One explanation suggested for why drug discovery has become so hard is that most of the obvious useful molecules have been found. That leaves the obscure ones, which leads to long development periods and high failure rates. In theory, growing knowledge of the basic science involved ought to help. The trouble is that too much new information is being produced to be turned quickly into understanding.
Scientific output doubles every nine years. And data are, increasingly, salami-sliced for publication, to lengthen researchers’ personal bibliographies. That makes information hard to synthesise. A century ago someone could still, with effort, be an expert in most fields of medicine. Today, as Niven Narain of BERG Health, an AI and biotechnology firm in Framingham, Massachusetts, points out, it is not humanly possible to comprehend all the various types of data.
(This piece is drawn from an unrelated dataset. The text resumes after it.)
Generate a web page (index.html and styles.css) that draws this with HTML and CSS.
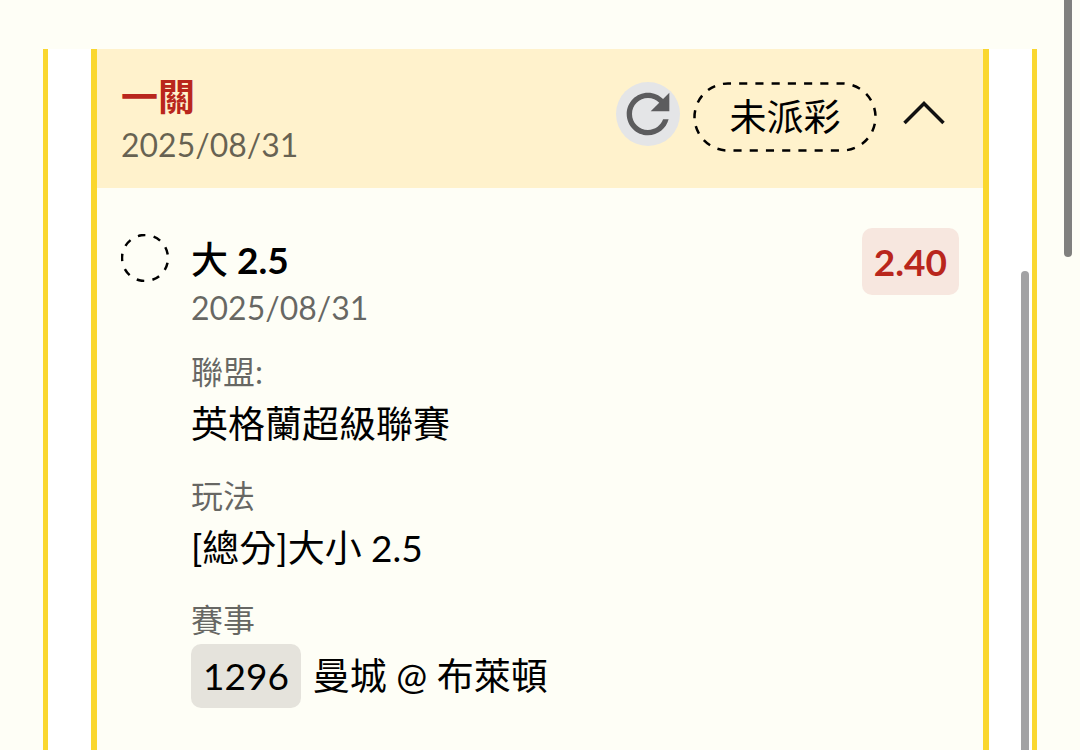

This is where AI comes in. Not only can it “ingest” everything from papers to molecular structures to genomic sequences to images, it can also learn, make connections and form hypotheses. It can, in weeks, elucidate salient links and offer new ideas that would take lifetimes of human endeavour to come up with. It can also weigh up the evidence for its hypotheses in an even-handed manner. In this it is unlike human beings, who become unreasonably attached to their own theories and pursue them doggedly. Such wasted effort besets the best of pharmaceutical firms.
For example, Richard Mead, a neuroscientist at the University of Sheffield, in England, says BenevolentAI has given him two ideas for drugs for ALS, a neurodegenerative disease that he works on. Both molecules remain confidential while their utility is being assessed. One is bang in the middle of what he and his team are doing already.